Originally Posted By: ToyotaNSaturn
DSL is mostly a dead-end technology with most larger players positioning DSL in the background of their service offerings, so don't expect them to invest much in the way of time or money to fix DSL issues such as these. AT&T's "solution" was to go with U-Verse. For me, as a DirecTV subscriber, that's a non-option. We took the gamble with Charter cable, much better speed and far fewer offline times, vastly better.
Look for a different provider if you can, you'll be glad you did.

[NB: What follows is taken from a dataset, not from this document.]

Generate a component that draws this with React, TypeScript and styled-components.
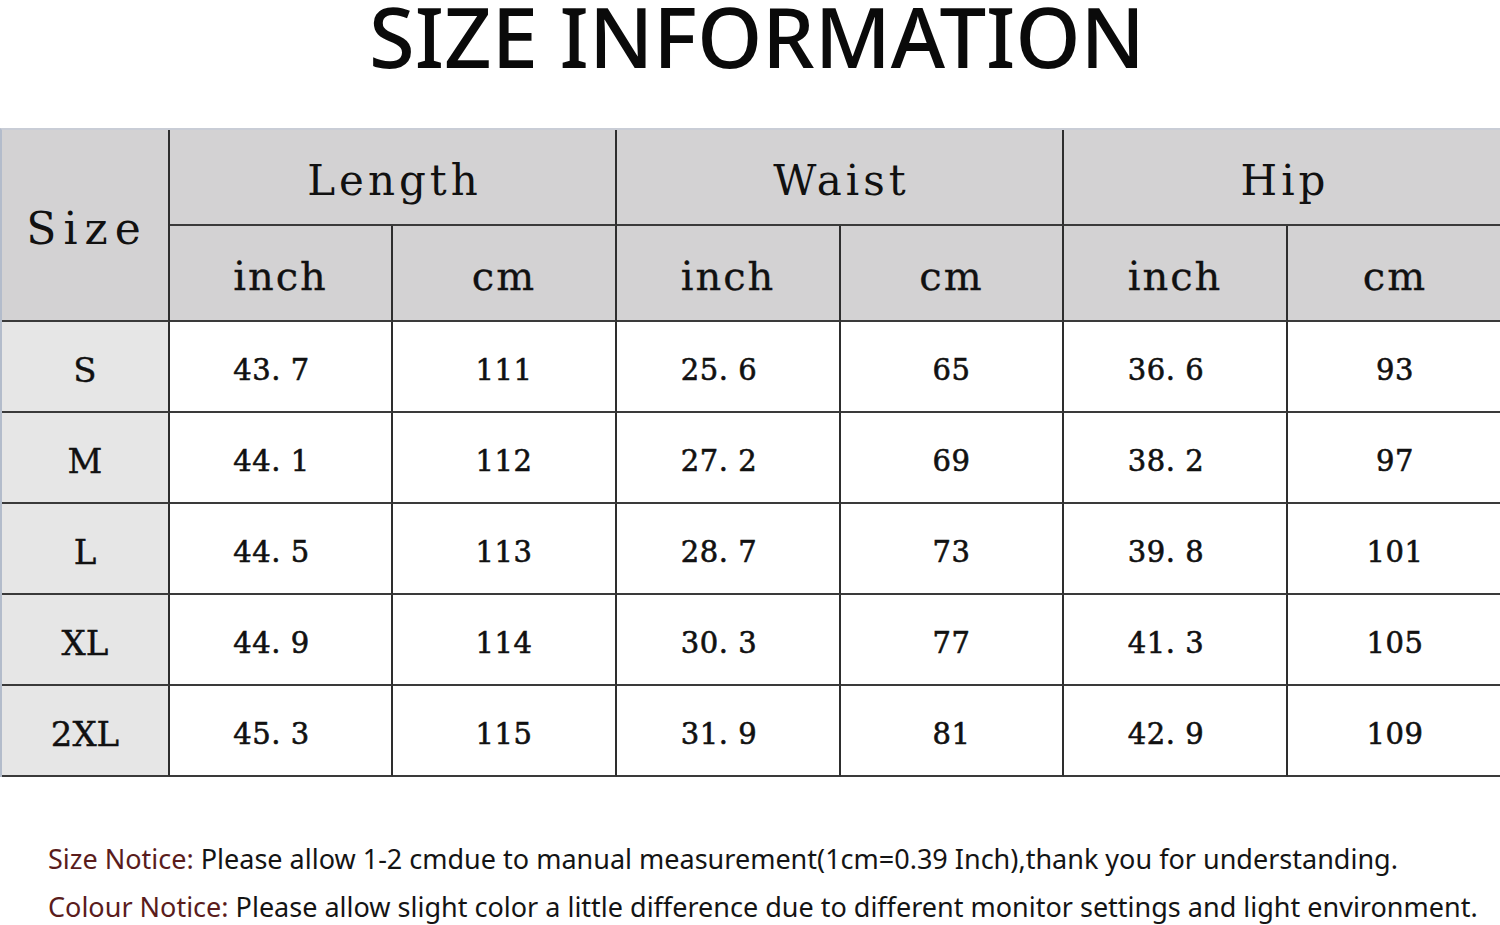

Depends on the provider. BELL is leveraging VDSL2 up here as part of their "fibe" package for example. They've upgraded and increased the number of remotes around, decreasing the distance between the client and the remote, and installing fibre feeds to all the remotes.
Our local cable provider, Cogeco, has caps on their service, and while they offer up to 50Mbit, the upstream bandwidth still blows.
On the other hand, I'm using a local provider who has both cable AND xDSL, depending on where you live. They have no caps, their own dedicated fibre backbone and we use their VDSL2 service for a number of our locations. I have them at home and am on 24/4 VDSL2, which has been nothing but incredibly reliable. We have 58/58 VDSL2 at another one of our locations through them and we've never had an outage.
My main gripe with DSL providers is that, as you mentioned, it is often treated as a dead-end technology (even given the capability of VDSL2, it is incredibly distance dependant, unlike cable) and the antique phone lines are poorly maintained in some areas leading to poor sync speeds, unstable connections and frustrated users.
The other fork of this is that there is little focus put on ensuring that the loop length/load is kept as short as it can be with a proper on-premises DSL splitter to isolate the building lines/phones/loads from the DSL service. This, coupled with cheap modems (which exasperates the issue, as they are often unstable, lose sync, hard lock...etc) results in a less than wonderful DSL experience for the end user.
I don't think the technology is dead-end. But I think the way it is being treated by ISP's is going to result in its use declining further and further, and advancements to allow greater performance, like what BELL is doing up here, are not going to be seen.